Building Leadership Capacity with Antiracism
The leadership POD has met with key operational stakeholders across the university who are engaged in work related to diversity, equity, inclusion, belonging, accessibility, and antiracism. Based on these meetings, the POD decided it would like to engage in discourse with key leadership members to support them in discussions about similar topics.
Antiracist Justice Frames: K-12 Engagement, Community Engagement, Sustainability, and Praxis
Embracing the iterative nature of the ADI’s approach, which encourages repetition of a process to find the optimal strategy, the POD has refocused to engage with the design thinking process more intentionally. It is also working to bring more community members into the fold to become more intentional about how to support K-12 educators, formally and informally, in discussing sustainability and environmental justice in their classrooms.
Transformative Justice: Methods for Dismantling a System of Incarceration
The Transformative Justice POD has diligently worked through the design thinking process multiple times to identify all the different users at play in the system of incarceration. Members have read stories about the individuals impacted by incarceration as well as different texts to learn more about the system. The ADI also collaborated with the Restorative Justice Initiative (RJI) and the PA Reentry Coalition (PARC) to host a reentry simulation at Penn State Dickinson Law’s Carlisle location in April.

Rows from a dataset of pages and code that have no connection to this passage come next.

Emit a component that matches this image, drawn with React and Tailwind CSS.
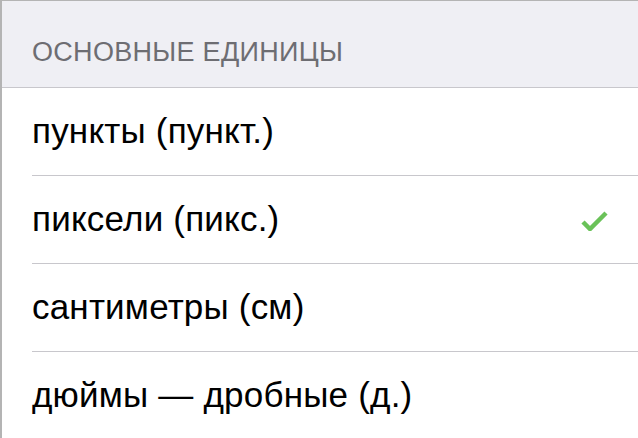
export default function App() {
  const rows = [
    { label: "пункты (пункт.)", checked: false },
    { label: "пиксели (пикс.)", checked: true },
    { label: "сантиметры (см)", checked: false },
    { label: "дюймы — дробные (д.)", checked: false },
  ];

  return (
    <div
      className="w-[638px] h-[438px] overflow-hidden bg-white border-t border-l-2 border-[#b4b4b4]"
      style={{ fontFamily: '"Liberation Sans", Arial, sans-serif' }}
    >
      {/* Section header */}
      <div className="h-[87px] bg-[#efeff4] border-b border-[#c8c7cc] flex items-end pb-[21px] pl-[30px]">
        <span className="text-[27px] leading-none tracking-[0.3px] text-[#6d6d72] uppercase">
          Основные единицы
        </span>
      </div>

      {/* Rows */}
      {rows.map((row, index) => (
        <div key={index} className="pl-[30px]">
          <div className="h-[88px] flex items-center justify-between pr-[30px] border-b border-[#c8c7cc]">
            <span className="text-[35px] tracking-[0.2px] text-black">{row.label}</span>
            {row.checked && (
              <svg width="32" height="22" viewBox="0 0 32 22">
                <path
                  d="M7 13 L14 20 L30 4"
                  fill="none"
                  stroke="#6ac259"
                  strokeWidth="4.5"
                />
              </svg>
            )}
          </div>
        </div>
      ))}
    </div>
  );
}
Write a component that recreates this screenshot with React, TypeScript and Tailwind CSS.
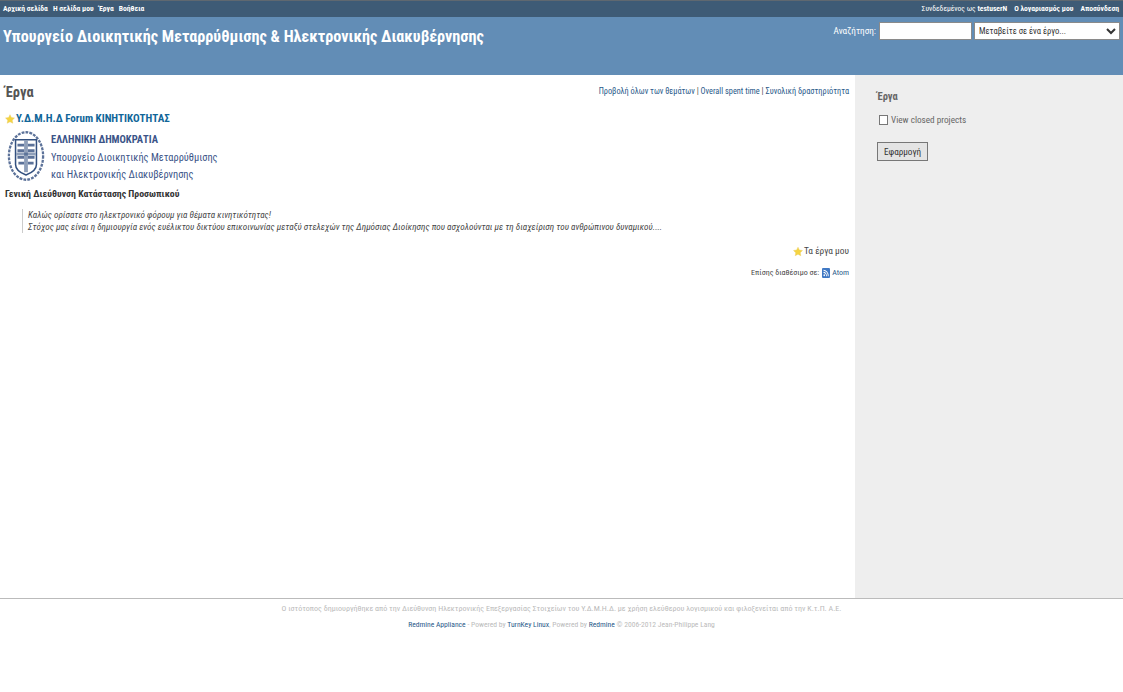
import React from 'react';

const font = "font-['Liberation_Sans_Narrow','Roboto_Condensed','DejaVu_Sans_Condensed',sans-serif]";

function Star({ className }: { className: string }) {
  return (
    <svg viewBox="0 0 16 16" className={className}>
      <path
        d="M8 1l2.2 4.6 5 .7-3.6 3.5.9 5L8 12.4l-4.5 2.4.9-5L.8 6.3l5-.7z"
        fill="#f5d442"
        stroke="#e8c95a"
        strokeWidth="0.6"
      />
    </svg>
  );
}

function Emblem() {
  return (
    <svg viewBox="0 0 40 54" className="w-[38px] h-[54px] shrink-0">
      <ellipse cx="20" cy="27" rx="18" ry="25" fill="none" stroke="#5c7299" strokeWidth="2.4" strokeDasharray="3 1.2" />
      <path d="M9 10h22v26q0 7-11 11q-11-4-11-11z" fill="#fff" stroke="#33507f" strokeWidth="1.6" />
      <path d="M11 14h7v3h-7zM22 14h7v3h-7zM11 20h7v3h-7zM22 20h7v3h-7zM11 27h7v3h-7zM22 27h7v3h-7zM12 33h6v3h-6zM22 33h6v3h-6z" fill="#5c7299" />
      <path d="M18 11h4v33h-4z" fill="#33507f" opacity="0.55" />
      <path d="M10 23.5h20v3H10z" fill="#33507f" opacity="0.55" />
    </svg>
  );
}

function FeedIcon() {
  return (
    <svg viewBox="0 0 16 16" className="w-[8px] h-[10px] mr-[2px]" preserveAspectRatio="none">
      <rect width="16" height="16" rx="2" fill="#3f78c4" />
      <circle cx="4.5" cy="11.5" r="1.6" fill="#fff" />
      <path d="M3 7a6 6 0 0 1 6 6M3 3.5a9.5 9.5 0 0 1 9.5 9.5" stroke="#fff" strokeWidth="1.7" fill="none" />
    </svg>
  );
}

export default function App() {
  return (
    <div className={`${font} min-h-[692px] bg-white flex flex-col text-[#484848] text-[9.4px]`}>
      {/* top menu */}
      <div className="h-[17px] bg-[#3e5b76] border-t border-[#5f6870] flex items-center justify-between pl-[3px] pr-[4px] text-white font-bold text-[7.6px]">
        <div className="flex gap-[5px]">
          <span>Αρχική σελίδα</span>
          <span>Η σελίδα μου</span>
          <span>Έργα</span>
          <span>Βοήθεια</span>
        </div>
        <div className="flex gap-[7px]">
          <span className="font-normal">
            Συνδεδεμένος ως <span className="font-bold">testuserN</span>
          </span>
          <span>Ο λογαριασμός μου</span>
          <span>Αποσύνδεση</span>
        </div>
      </div>

      {/* header */}
      <div className="h-[58px] bg-[#628db6] flex items-start justify-between pl-[3px] pr-[3px] text-white">
        <h1 className="text-[16.2px] font-bold leading-[21px] mt-[9px]">
          Υπουργείο Διοικητικής Μεταρρύθμισης &amp; Ηλεκτρονικής Διακυβέρνησης
        </h1>
        <div className="flex items-center mt-[5px] text-[9.2px]">
          <span>Αναζήτηση:</span>
          <input className="w-[93px] h-[18px] ml-[3px] bg-white border border-[#8a8a8a]" />
          <select className="w-[146px] h-[18px] ml-[2px] pl-0 bg-white border border-[#8a8a8a] text-[#333] text-[8.6px]">
            <option>Μεταβείτε σε ένα έργο...</option>
          </select>
        </div>
      </div>

      {/* main */}
      <div className="h-[523px] flex">
        <div className="flex-1 flex flex-col pl-[5px] pr-[6px] pt-[9px]">
          <div className="flex justify-between items-start">
            <h2 className="text-[14.5px] font-bold text-[#555] leading-[18px]">Έργα</h2>
            <div className="text-[8.3px] leading-[12px] mt-[1px]">
              <a className="text-[#2a5a8a]">Προβολή όλων των θεμάτων</a> |{' '}
              <a className="text-[#2a5a8a]">Overall spent time</a> |{' '}
              <a className="text-[#2a5a8a]">Συνολική δραστηριότητα</a>
            </div>
          </div>

          <div className="flex items-center mt-[10px] h-[14px]">
            <Star className="w-[10px] h-[10px] mr-[1px]" />
            <a className="text-[11px] font-bold text-[#169]">Υ.Δ.Μ.Η.Δ Forum ΚΙΝΗΤΙΚΟΤΗΤΑΣ</a>
          </div>

          <div className="flex items-start mt-[3px] pl-[2px]">
            <Emblem />
            <div className="ml-[6px] text-[#3b5488]">
              <div className="text-[10.5px] font-bold leading-[14px] mt-[4px]">ΕΛΛΗΝΙΚΗ ΔΗΜΟΚΡΑΤΙΑ</div>
              <div className="text-[10.4px] leading-[17px] mt-[2px]">Υπουργείο Διοικητικής Μεταρρύθμισης</div>
              <div className="text-[10.4px] leading-[17px]">και Ηλεκτρονικής Διακυβέρνησης</div>
            </div>
          </div>
          <div className="text-[9.8px] font-bold text-[#333] leading-[12px] mt-[5px]">
            Γενική Διεύθυνση Κατάστασης Προσωπικού
          </div>

          <div className="mt-[9px] ml-[17px] pl-[5px] border-l border-[#ccc] italic text-[9.13px] leading-[12px]">
            <div>Καλώς ορίσατε στο ηλεκτρονικό φόρουμ για θέματα κινητικότητας!</div>
            <div>
              Στόχος μας είναι η δημιουργία ενός ευέλικτου δικτύου επικοινωνίας μεταξύ στελεχών της Δημόσιας Διοίκησης που ασχολούνται με τη διαχείριση του ανθρώπινου δυναμικού....
            </div>
          </div>

          <div className="flex justify-end items-center mt-[12px] h-[13px]">
            <Star className="w-[10px] h-[11px] mr-[1px]" />
            <span>Τα έργα μου</span>
          </div>
          <div className="flex justify-end items-center mt-[9px] h-[12px] text-[8px]">
            <span className="mr-[3px]">Επίσης διαθέσιμο σε:</span>
            <FeedIcon />
            <a className="text-[#2a5a8a]">Atom</a>
          </div>
        </div>

        {/* sidebar */}
        <div className="w-[268px] bg-[#eeeeee] pl-[22px] pt-[15px] text-[#666]">
          <h3 className="text-[10.5px] font-bold leading-[14px]">Έργα</h3>
          <label className="flex items-center mt-[9px] h-[14px]">
            <input type="checkbox" className="w-[9px] h-[10px] mr-[3px] ml-[2px] appearance-none border border-[#777] bg-white" />
            <span className="text-[9.2px]">View closed projects</span>
          </label>
          <button className="block mt-[15px] w-[51px] h-[19px] bg-[#e4e4e4] border border-[#777] text-[9.2px] text-[#333]">
            Εφαρμογή
          </button>
        </div>
      </div>

      {/* footer */}
      <div className="border-t border-[#bbb] text-center text-[#bbb] leading-[16px] pt-[2px]">
        <div className="text-[8.04px]">
          Ο ιστότοπος δημιουργήθηκε από την Διεύθυνση Ηλεκτρονικής Επεξεργασίας Στοιχείων του Υ.Δ.Μ.Η.Δ. με χρήση ελεύθερου λογισμικού και φιλοξενείται από την Κ.τ.Π. Α.Ε.
        </div>
        <div className="text-[7.6px]">
          <a className="text-[#2a5a8a]">Redmine Appliance</a> - Powered by{' '}
          <a className="text-[#2a5a8a]">TurnKey Linux</a>, Powered by{' '}
          <a className="text-[#2a5a8a]">Redmine</a> © 2006-2012 Jean-Philippe Lang
        </div>
      </div>
    </div>
  );
}
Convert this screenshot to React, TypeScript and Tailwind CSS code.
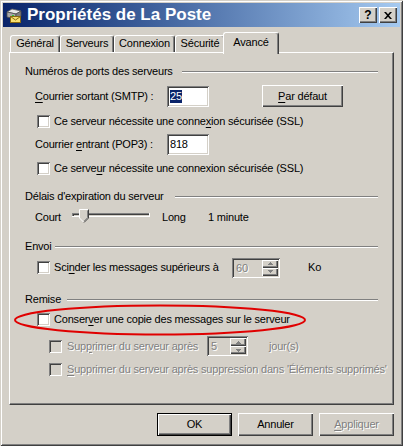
import type { ReactNode } from "react";

const sunken =
  "shadow-[inset_1px_1px_0_#808080,inset_-1px_-1px_0_#ffffff,inset_2px_2px_0_#404040,inset_-2px_-2px_0_#d4d0c8]";
const raised =
  "shadow-[inset_1px_1px_0_#ffffff,inset_-1px_-1px_0_#404040,inset_-2px_-2px_0_#808080]";
const dim = "text-[#808080] [text-shadow:1px_1px_0_#ffffff]";

function U({ children }: { children: ReactNode }) {
  return <span className="underline underline-offset-[2px]">{children}</span>;
}

function Check({ off }: { off?: boolean }) {
  return (
    <span
      className={`block h-[13px] w-[13px] shrink-0 ${off ? "bg-[#d4d0c8]" : "bg-white"} ${sunken}`}
    />
  );
}

function Group({ label, w }: { label: string; w: string }) {
  return (
    <div className="flex h-[13px] items-center">
      <span className={`${w} shrink-0 whitespace-nowrap`}>{label}</span>
      <div className="h-[2px] flex-1 border-t border-b border-t-[#808080] border-b-white" />
    </div>
  );
}

function SpinBtn({ up }: { up?: boolean }) {
  return (
    <div className={`flex flex-1 items-center justify-center bg-[#d4d0c8] ${raised}`}>
      <svg width="5" height="3" viewBox="0 0 5 3">
        <path
          d={up ? "M2 0h1v1h1v1h1v1H0V2h1V1h1z" : "M0 0h5v1H4v1H3v1H2V2H1V1H0z"}
          fill="#808080"
        />
      </svg>
    </div>
  );
}

function Spin({ value, w }: { value: string; w: string }) {
  return (
    <div className={`flex h-[20px] ${w} shrink-0 bg-[#d4d0c8] p-[2px] ${sunken}`}>
      <span className={`flex-1 pl-[2px] leading-[16px] ${dim}`}>{value}</span>
      <div className="flex w-[16px] flex-col">
        <SpinBtn up />
        <SpinBtn />
      </div>
    </div>
  );
}

function Btn({ children, def, off, w = "w-[75px]", h = "h-[23px]" }: {
  children: ReactNode;
  def?: boolean;
  off?: boolean;
  w?: string;
  h?: string;
}) {
  return (
    <div
      className={`flex ${w} ${h} items-center justify-center bg-[#d4d0c8] ${def ? "border border-black" : ""} ${raised} ${off ? dim : ""}`}
    >
      {children}
    </div>
  );
}

function Tab({ label, w, sel }: { label: string; w: string; sel?: boolean }) {
  return (
    <div
      className={`${w} flex items-start justify-center rounded-t-[3px] border-t border-l border-r border-t-white border-l-white border-r-[#404040] bg-[#d4d0c8] shadow-[inset_-1px_0_0_#808080] ${
        sel ? "relative z-10 -ml-[2px] mb-[-2px] h-[22px] pt-[3px]" : "h-[17px] pt-[1px]"
      }`}
    >
      {label}
    </div>
  );
}

function MailIcon() {
  return (
    <svg width="16" height="16" viewBox="0 0 16 16">
      <path d="M1 5 L6 2 L15 4 L10 7 Z" fill="#e8e8e8" stroke="#606060" strokeWidth="0.8" />
      <path d="M1 5 V10 L10 12 V7 Z" fill="#a8a8a8" stroke="#505050" strokeWidth="0.8" />
      <path d="M10 7 L15 4 V9 L10 12 Z" fill="#808080" stroke="#505050" strokeWidth="0.8" />
      <rect x="6" y="8" width="2" height="1" fill="#30c030" />
      <rect x="4.5" y="9.5" width="10" height="6" fill="#f8e070" stroke="#8a6a10" />
      <path d="M4.5 9.5 L9.5 13 L14.5 9.5" fill="none" stroke="#8a6a10" />
    </svg>
  );
}

export default function App() {
  return (
    <div className="relative h-[446px] w-[403px] overflow-hidden bg-[#d4d0c8] p-[3px] font-['Liberation_Sans',Arial,sans-serif] text-[11px] leading-[13px] tracking-[-0.2px] text-black shadow-[inset_1px_1px_0_#d4d0c8,inset_-1px_-1px_0_#404040,inset_2px_2px_0_#ffffff,inset_-2px_-2px_0_#808080]">
      {/* title bar */}
      <div className="flex h-[24px] items-center bg-linear-to-r from-[#0a246a] to-[#a6caf0] pl-[3px] pr-[3px] tracking-normal">
        <MailIcon />
        <span className="ml-[5px] flex-1 text-[17px] leading-[20px] font-bold text-white">
          Propriétés de La Poste
        </span>
        <div className="flex gap-[2px]">
          <div className={`flex h-[16px] w-[18px] items-center justify-center bg-[#d4d0c8] text-[12px] leading-[12px] font-bold ${raised}`}>
            ?
          </div>
          <div className={`flex h-[16px] w-[18px] items-center justify-center bg-[#d4d0c8] ${raised}`}>
            <svg width="8" height="7" viewBox="0 0 8 7">
              <path d="M0 0h2l2 2.3L6 0h2L5 3.5 8 7H6L4 4.7 2 7H0l3-3.5z" fill="#000" />
            </svg>
          </div>
        </div>
      </div>

      {/* tabs */}
      <div className="relative z-10 mt-[5px] flex h-[20px] items-end pl-[7px]">
        <Tab label="Général" w="w-[50px]" />
        <Tab label="Serveurs" w="w-[54px]" />
        <Tab label="Connexion" w="w-[61px]" />
        <Tab label="Sécurité" w="w-[50px]" />
        <Tab label="Avancé" w="w-[56px]" sel />
      </div>

      {/* tab page */}
      <div className="ml-[6px] flex h-[353px] w-[385px] flex-col border border-t-white border-l-white border-r-[#404040] border-b-[#404040] px-[15px] pt-[12px] shadow-[inset_-1px_-1px_0_#808080]">
        <Group label="Numéros de ports des serveurs" w="w-[157px]" />

        <div className="mt-[7px] flex h-[22px] items-center pl-[10px]">
          <span className="w-[132px] shrink-0">
            <U>C</U>ourrier sortant (SMTP) :
          </span>
          <div className={`flex h-[21px] w-[42px] items-center bg-white pl-[3px] ${sunken}`}>
            <span className="bg-[#0a246a] text-white">25</span>
          </div>
          <div className="ml-[53px]">
            <Btn w="w-[81px]" h="h-[22px]">
              <span>
                <U>P</U>ar défaut
              </span>
            </Btn>
          </div>
        </div>

        <div className="mt-[7px] flex h-[14px] items-center gap-[4px] pl-[12px]">
          <Check />
          <span>
            Ce serveur nécessite une conne<U>x</U>ion sécurisée (SSL)
          </span>
        </div>

        <div className="mt-[5px] flex h-[22px] items-center pl-[10px]">
          <span className="w-[132px] shrink-0">
            Courrier <U>e</U>ntrant (POP3) :
          </span>
          <div className={`flex h-[21px] w-[42px] items-center bg-white pl-[3px] ${sunken}`}>
            818
          </div>
        </div>

        <div className="mt-[6px] flex h-[14px] items-center gap-[4px] pl-[12px]">
          <Check />
          <span>
            Ce serve<U>u</U>r nécessite une connexion sécurisée (SSL)
          </span>
        </div>

        <div className="mt-[15px]">
          <Group label="Délais d'expiration du serveur" w="w-[150px]" />
        </div>

        <div className="mt-[4px] flex h-[20px] items-center pl-[10px]">
          <span className="w-[37px] shrink-0">Court</span>
          <svg width="80" height="20" viewBox="0 0 80 20" className="shrink-0">
            <rect x="0" y="6" width="78" height="4" fill="#ffffff" />
            <rect x="0" y="6" width="77" height="1" fill="#808080" />
            <rect x="0" y="6" width="1" height="3" fill="#808080" />
            <rect x="1" y="7" width="76" height="1" fill="#404040" />
            <rect x="1" y="7" width="1" height="2" fill="#404040" />
            <rect x="2" y="8" width="75" height="1" fill="#d4d0c8" />
            <path d="M7 2h10v9l-5 5-5-5z" fill="#d4d0c8" />
            <path d="M7.5 11V2.5h9" fill="none" stroke="#ffffff" />
            <path d="M16.5 2.5v8.5l-4.5 4.5" fill="none" stroke="#404040" />
            <path d="M15.5 3.5v7.2l-3.5 3.5" fill="none" stroke="#808080" />
            <path d="M7.5 11l4 4" fill="none" stroke="#ffffff" />
          </svg>
          <span className="ml-[10px] w-[46px] shrink-0">Long</span>
          <span>1 minute</span>
        </div>

        <div className="mt-[13px]">
          <Group label="Envoi" w="w-[30px]" />
        </div>

        <div className="mt-[4px] flex h-[21px] items-center pl-[12px]">
          <Check />
          <span className="ml-[4px] w-[178px] shrink-0">
            Sci<U>n</U>der les messages supérieurs à
          </span>
          <Spin value="60" w="w-[48px]" />
          <span className="ml-[28px]">Ko</span>
        </div>

        <div className="mt-[15px]">
          <Group label="Remise" w="w-[42px]" />
        </div>

        <div className="mt-[6px] flex h-[14px] items-center gap-[4px] pl-[12px]">
          <Check />
          <span>
            Conser<U>v</U>er une copie des messages sur le serveur
          </span>
        </div>

        <div className="mt-[9px] flex h-[22px] items-center pl-[24px]">
          <Check off />
          <span className={`ml-[5px] w-[140px] shrink-0 ${dim}`}>
            Sup<U>p</U>rimer du serveur après
          </span>
          <Spin value="5" w="w-[41px]" />
          <span className={`ml-[21px] ${dim}`}>jour(s)</span>
        </div>

        <div className="mt-[5px] flex h-[14px] items-center pl-[24px]">
          <Check off />
          <span className={`ml-[5px] whitespace-nowrap ${dim}`}>
            <U>S</U>upprimer du serveur après suppression dans 'Éléments supprimés'
          </span>
        </div>
      </div>

      {/* dialog buttons */}
      <div className="mt-[8px] ml-[6px] flex w-[385px] justify-end gap-[6px]">
        <Btn def>OK</Btn>
        <Btn>Annuler</Btn>
        <Btn off>
          <span>
            <U>A</U>ppliquer
          </span>
        </Btn>
      </div>

      {/* red highlight drawn over the dialog */}
      <svg
        className="pointer-events-none absolute top-[303px] left-[12px]"
        width="296"
        height="34"
        viewBox="0 0 296 34"
      >
        <ellipse cx="148" cy="17" rx="145" ry="14.5" fill="none" stroke="#e00000" strokeWidth="2" />
      </svg>
    </div>
  );
}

“In the Transformative Justice POD, we have drawn on our team’s wide-ranging expertise to build a shared understanding of the people most impacted by the justice system,” said POD member and Penn State Dickinson Law Assistant Professor of Law Andrea J. Martin. “Our group includes attorneys specializing in criminal law, children’s advocacy, family, disability, and poverty law, as well as a former prosecutor and defense attorney, a journalist, and experts in community-based programs focused on social justice, human rights, law, and education.
“One member spent 52 years in prison, and his voice has been essential—he consistently grounds our conversations and challenges us when our assumptions do not reflect lived experiences. That kind of insight has been invaluable. Through this process, our team has developed a deep empathy for those whom our systems often overlook.”